United Continental Holdings Inc (NYSE: UAL) doesn’t just have airplanes in the air, the stock itself is taking flight today after the company reported its financial results for the second quarter. With all of the excitement brewing surrounding the financial results, some are starting to wonder if now is the time to get involved. Let’s dig in and find out:
UAL Reports Better-Than-Expected Earnings
The second quarter earnings results that were released by United Continental Holdings today were nothing short of impressive. The company reported $3.23 per share in earnings (exclusing non-recurring items which totalled $0.75 per share) which came in well ahead of analyst estimates at $3.7 per share. Not to mention the revenue growth.
During the quarter, UAL generated $10.777 billion in revenue, beating analysts expectations of $10.702 billion. The figure also showed gains on a year over year basis of 7.7%. Passenger revenues played a massive part in that growth, increasing by 8% and highlighting the strong demand the company has seen as of late. As can be expected, passenger revenue accounted for the bulk of the total revenue, representing 91.7% of the top line result.
Revenue Is Seeing Strong Gains On A Per-Seat Basis
The gains seen in revenue at United Continental Holdings can’t only be attributed to stronger passenger demand. The truth of the matter is that the company has increased prices, leading to more revenue per seat mile. In fact, consolidated passenger revenue per seat mile grew 3%. As of the most recent data, which was just provided today, for every mile a passenger is in a seat, the company generates $0.1387. Total revenue per seat mile increased by 2.8% to $0.1524.
Why Growing Revenue Per Seat Mile Is Important
Th truth of the matter is that airlines haven’t had it easy as of late. With increasing costs of fuel, they have been stuck in a tight spot, having to continually increase prices to keep up. Unfortunately, increasing prices tends to lead to poor consumer demand. However, UAL is showing that it is capable of maintaining a relatively strong rate of growth in revenue per seat mile, which gives it an ability to offset the rising cost per seat mile as a result of increasing fuel costs.
While fuel costs are leading to increasing operating expenses, which rose 12.2% to $9.616 billion in the second quarter, there is a silver lining. Consolidated unit costs per available seat mile, excluding fuel, third-party business expenses, profit sharing and special charges, declined 0.4% year over year.
Aside from the positive financial update, there was more positive news released with the earnings report. Like most mainstream airlines, United Continental is constantly looking to give its fleet an edge above the competition. During the quarter, the company announced that it plans on buying 25 new Embraer E-175 and four new Boeing 787-9 planes.

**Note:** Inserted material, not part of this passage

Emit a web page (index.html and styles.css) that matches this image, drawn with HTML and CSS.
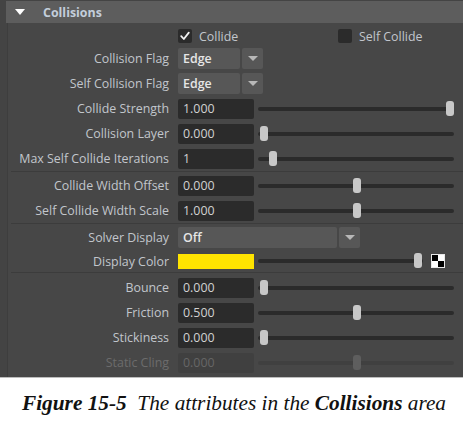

In the update, the company said that these planes not only feature the most modern facilities, they also bring additional seating capacity and better fuel efficiency to the table. UAL said that the Boeing 787-9 planes are expected to be delivered in the year 2020 while the E-175 jets will be delivered next year. Finally, the E-175 jets will be used to replace the current CRJ-700 airplanes in the fleet.
In terms of guidance, investors received yet another reason to be excited. United Continental said that it expects to expand capacity by between 4.5% and 5.5% in the third quarter while pre-tax margin is expected to stand between 8% and 10%. UAL also said that it expects for passenger unit revenues to increase by between 4% and 6% on a year-over-year basis. Finally, the company said that it predicts that consolidated costs per available seat mile with either remain flat or decline up to 1% on a year over year basis.
On a full year basis, capacity is expected to increase between 4.5% and 5%. The company said that it expects for adjusted earnings per share to come in between $7.25 and $8.75for the full year, up from the range between $7 and $850 that was previously reported. At the moment, analysts are expecting that earnings will come in around $7.70 per share.
Risks To Consider
First and foremost, before we get into the risks, I want to make one thing clear. This is just a customary section. At the end of the day, every investment comes with risk, even when the investment seems to be overwhelmingly promising. I believe that UAL is a promising investment, which we’ll get into in a bit. First, here is the one big risks to consider:
- Rising Costs – Fuel is one of the largest expenses that any airline faces, and the cost of fuel is rising. Therefore, airlines across the board are feeling the pain. Should the increase in the cost of fuel get out of hand, UAL could see declines.
Buy Or Stay Away?
When it comes to United Continental, I believe that the stock is a worth considering as a buy. While the airline industry is feeling the pain of increasing oil prices, UAL has done of good job of meeting the increasing costs with increasing revenue and showing growth in both the top and bottom line throughout the gains in oil. As such, I believe that this trend will continue. While the risk that oil costs will grow out of control, eventually putting a damper on demand, I believe that, at least in the near-term, the potential opportunity here outweighs the risk.